---- — Learning the valueof free speech
The 18th century philosopher, Jean Jaques Rousseau, declared that in a representative democracy the people lose control of their representatives between elections, during which interim they are in chains. Recent voter registration laws and Supreme Court decisions are casting those chains in America, and by judicial fiat they will be permanent.
New laws that propose to protect the electoral system from fraud force citizens to prove their eligibility for a right that was once inalienable, and the high court has gutted provisions in the Voting Rights Act that protected citizens from discrimination in the once rebellious states. The court concluded it was unconstitutional to require a small block of states to prove their equality of access to the polls, as if racism has died. The obstinacy and disrespect Congress has shown our president confirms the racial card remains in the deck. If anything the requirements of the Voting Rights Act should have been expanded to validate the records of all 50 states. The question of unfairness would be resolved in favor of the people.
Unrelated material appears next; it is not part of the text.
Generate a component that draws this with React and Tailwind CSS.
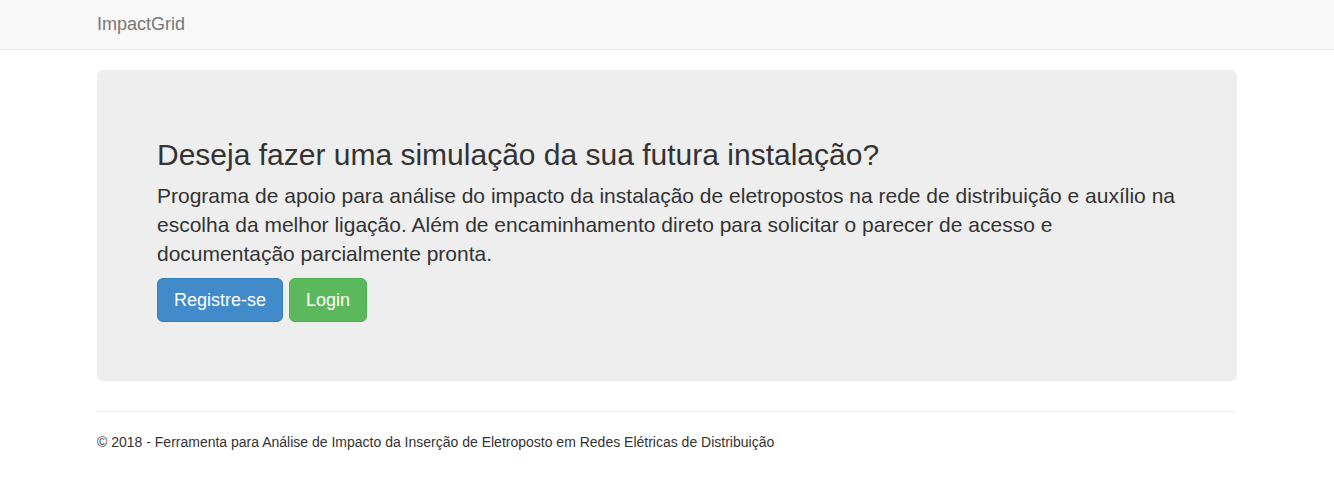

It’s hard to believe our supreme justices are predominately conservative by their liberal verdicts in the cases of Citizens United and McCutcheon against the FEC. First they ruled money a form of free speech, and subsequently reasoned, if so, it must be as unbridled as the words we speak. Their narrow definition of corruption would require a person to hand their legislator a check, and affirm it the price of his vote. Campaign finance laws were written by the very people the system benefits, and screening indirect bribery is like filtering water through a colander. The court must be blind, or assumes we are.
Money has been a part of American politics for a long time; too long in my opinion. Its unrestrained role gives special access to the gates of governance for a powerful minority, and funds political advertisements that consign us to cast our votes by the impetus of emotion rather than sound reason. Too many citizens have become so discouraged they no longer participate, and democracy is becoming a sham.
The First Amendment will now speak the language of currency, and the voice of the majority, who cannot afford such profanity, will be obscured by the rattling of coins.